Within 1-2 days of learning something new, you will be unable to recall 80% of it because of something called the "Ebbinghaus Curve of Forgetting" - essentially everything you encounter and experience is stored in your mind as a very weak memory trace. If left in that fragile condition, you will quickly lose the ability to recall it because of it becoming "confused" with all of the other equally faint memory traces. It is for this reason that most people cram for their tests and exams the night before, pass the exam but if they sat it 2 weeks later would fail.

So the important thing for you to do, however many words you end up memorising every day, is that you should also recall them from memory after 10 minutes, a day, a week, a month, 3 months and 6 months.
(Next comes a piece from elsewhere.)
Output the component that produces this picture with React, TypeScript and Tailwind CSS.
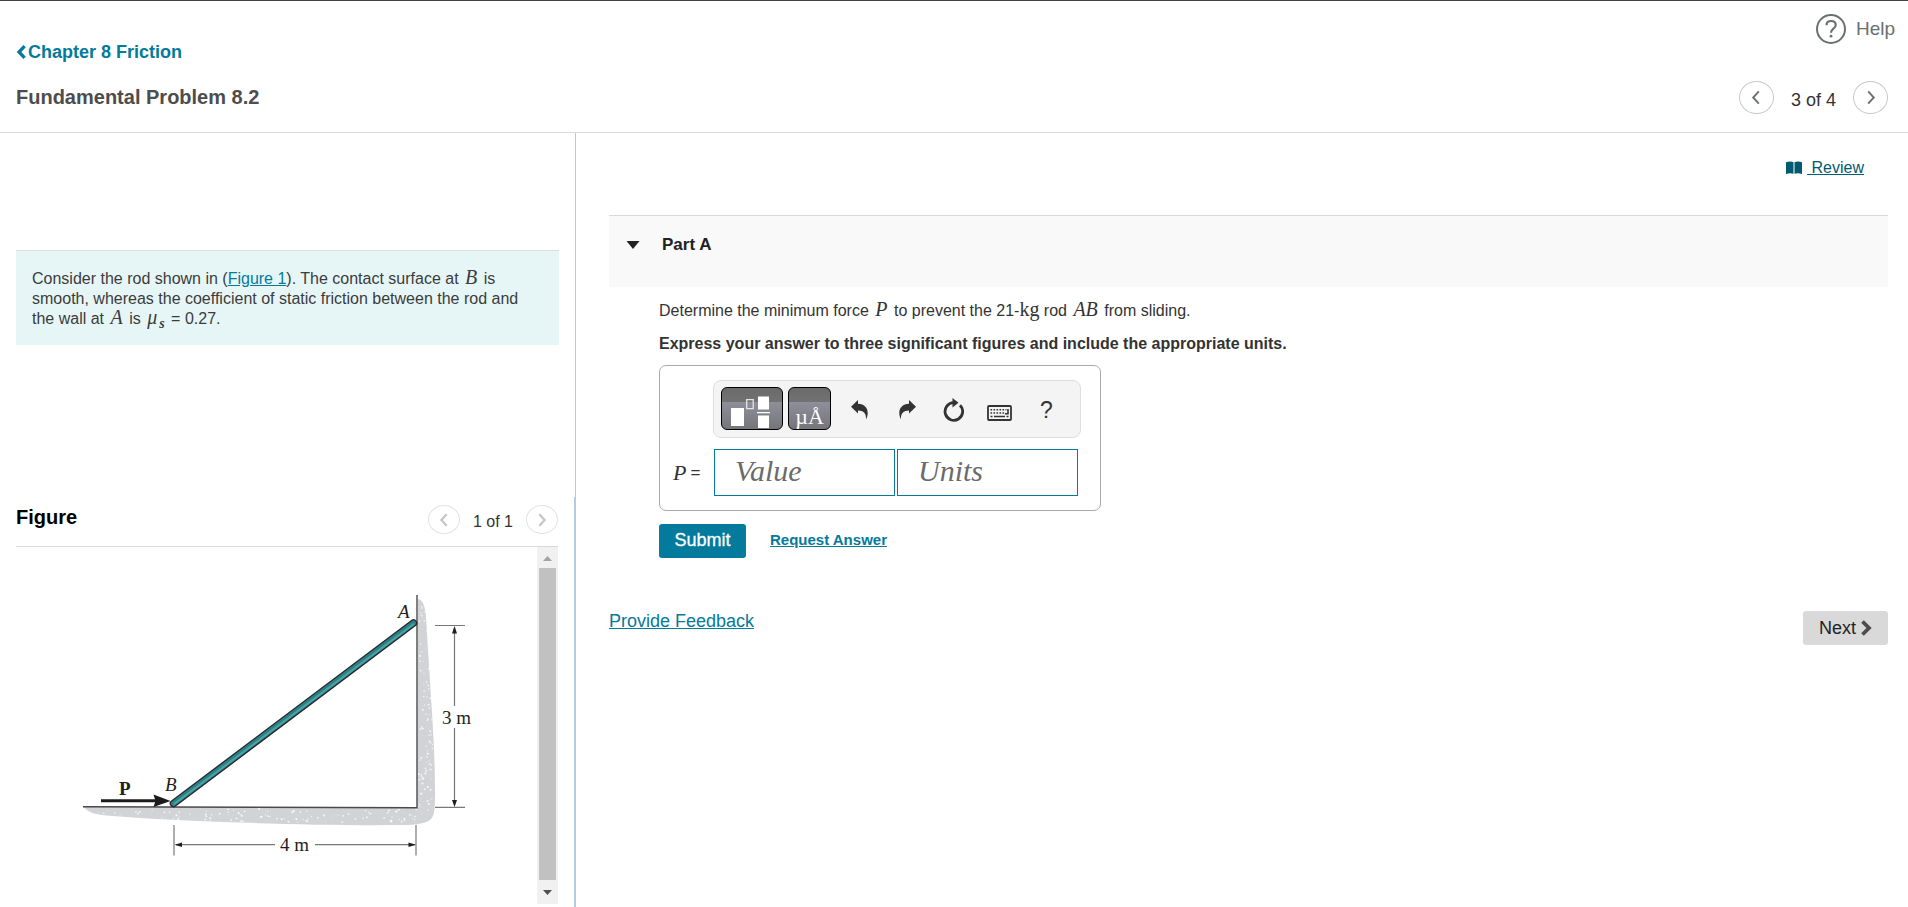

Each time you strengthen the trace until eventually you can recall the word at will.

It will take a bit of discipline but combined with the conversational practive you should be doing and the other exposure you should be having with the language it will help reinforce your memory of the words so that you will always be able to recall them.
The easiest way to do this, by far, is with software helping you. Anything which uses a "spaced repetition system" works on basically this principle. Mnemosyne is a good open-source, cross-platform program of this type; I've used it a bit. Another alternative is supermemo, but it's apparently buggy, and I've never used it.

Quote:
Originally Posted by Michael Tipper View Post
But one final thing to be aware of, most languages have a working vocabulary of 1500-2500 words. At a rate of 100 a day you could be done in just over 3 weeks! My advice is to take your time, ease the pressure off yourself a bit and start with a small number. If you want to increase the number of words, do so by adding 1 every day until you find the figure that you can comfortably handle.
That's a working vocabulary for spoken language. Written language requires at least a passing knowledge of perhaps ten times that many. Furthermore, figuring out which are the right 2500 isn't entirely obvious, and a small percent will vary by context. Understanding informal language and slang is an additional challenge.